> What the exercise asks
Gather all lines from the material that contain "React".

> Supplied data

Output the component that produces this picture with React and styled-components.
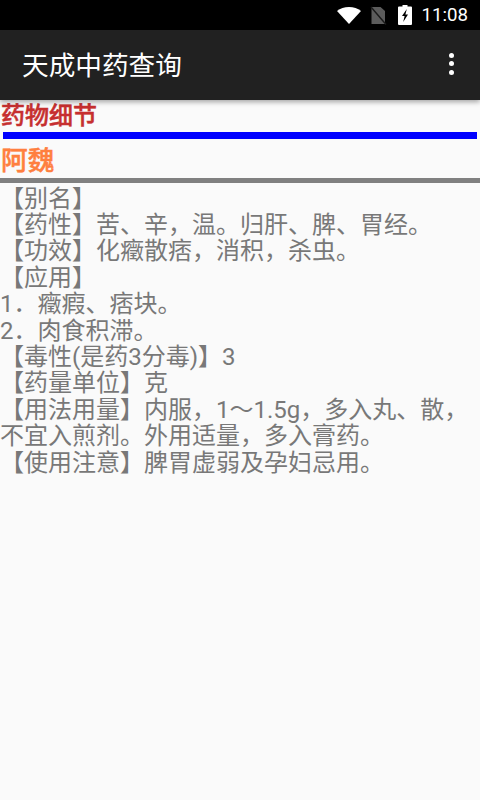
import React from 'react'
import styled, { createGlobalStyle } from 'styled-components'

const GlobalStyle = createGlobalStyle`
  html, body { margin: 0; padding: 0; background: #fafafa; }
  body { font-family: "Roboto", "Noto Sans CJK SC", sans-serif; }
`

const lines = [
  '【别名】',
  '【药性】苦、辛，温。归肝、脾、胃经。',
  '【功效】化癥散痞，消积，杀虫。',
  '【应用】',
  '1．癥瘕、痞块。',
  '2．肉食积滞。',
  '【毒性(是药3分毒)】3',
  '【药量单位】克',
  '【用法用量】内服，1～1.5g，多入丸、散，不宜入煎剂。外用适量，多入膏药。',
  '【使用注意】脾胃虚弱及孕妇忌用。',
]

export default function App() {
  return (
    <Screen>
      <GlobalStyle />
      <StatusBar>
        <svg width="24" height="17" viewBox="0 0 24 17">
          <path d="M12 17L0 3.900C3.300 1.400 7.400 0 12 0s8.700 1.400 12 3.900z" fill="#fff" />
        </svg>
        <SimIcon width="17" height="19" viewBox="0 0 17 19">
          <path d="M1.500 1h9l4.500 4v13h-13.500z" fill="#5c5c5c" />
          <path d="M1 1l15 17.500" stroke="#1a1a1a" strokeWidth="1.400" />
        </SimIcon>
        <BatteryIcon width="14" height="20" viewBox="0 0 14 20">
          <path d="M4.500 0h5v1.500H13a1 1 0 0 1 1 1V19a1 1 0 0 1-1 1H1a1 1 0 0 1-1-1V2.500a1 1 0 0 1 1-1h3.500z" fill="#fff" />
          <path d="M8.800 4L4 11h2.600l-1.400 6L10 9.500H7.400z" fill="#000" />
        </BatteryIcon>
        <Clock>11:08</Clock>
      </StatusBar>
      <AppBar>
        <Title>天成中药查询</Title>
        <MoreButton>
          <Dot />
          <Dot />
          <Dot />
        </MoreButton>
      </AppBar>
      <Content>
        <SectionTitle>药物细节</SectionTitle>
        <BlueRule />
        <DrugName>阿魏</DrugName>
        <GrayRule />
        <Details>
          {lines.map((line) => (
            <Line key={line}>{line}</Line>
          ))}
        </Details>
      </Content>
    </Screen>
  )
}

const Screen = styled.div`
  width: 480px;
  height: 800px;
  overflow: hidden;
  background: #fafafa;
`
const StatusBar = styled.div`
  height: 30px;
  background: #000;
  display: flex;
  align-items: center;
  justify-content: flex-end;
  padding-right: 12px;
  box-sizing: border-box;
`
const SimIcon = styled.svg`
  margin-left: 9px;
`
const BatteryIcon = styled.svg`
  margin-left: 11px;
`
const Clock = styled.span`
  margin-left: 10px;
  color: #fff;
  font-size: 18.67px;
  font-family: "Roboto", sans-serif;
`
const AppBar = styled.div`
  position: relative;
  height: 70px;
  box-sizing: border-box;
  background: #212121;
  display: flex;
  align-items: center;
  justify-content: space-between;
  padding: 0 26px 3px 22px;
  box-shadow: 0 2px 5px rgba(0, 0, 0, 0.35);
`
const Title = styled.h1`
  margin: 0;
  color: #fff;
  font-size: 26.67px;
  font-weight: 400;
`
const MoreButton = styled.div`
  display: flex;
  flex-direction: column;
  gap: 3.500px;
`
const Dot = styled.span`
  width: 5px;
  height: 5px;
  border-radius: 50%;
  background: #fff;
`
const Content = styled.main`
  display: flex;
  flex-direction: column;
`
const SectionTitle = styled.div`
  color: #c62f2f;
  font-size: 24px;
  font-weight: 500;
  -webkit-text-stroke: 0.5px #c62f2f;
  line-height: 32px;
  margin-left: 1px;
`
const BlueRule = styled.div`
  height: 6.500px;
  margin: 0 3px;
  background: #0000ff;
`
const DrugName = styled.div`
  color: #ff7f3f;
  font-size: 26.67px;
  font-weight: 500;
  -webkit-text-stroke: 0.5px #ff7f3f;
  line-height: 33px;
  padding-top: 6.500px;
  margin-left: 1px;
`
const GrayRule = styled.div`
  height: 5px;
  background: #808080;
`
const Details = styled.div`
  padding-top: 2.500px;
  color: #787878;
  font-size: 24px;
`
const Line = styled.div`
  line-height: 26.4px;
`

> Answer to this task
Output the component that produces this picture with React and styled-components.
import React from 'react'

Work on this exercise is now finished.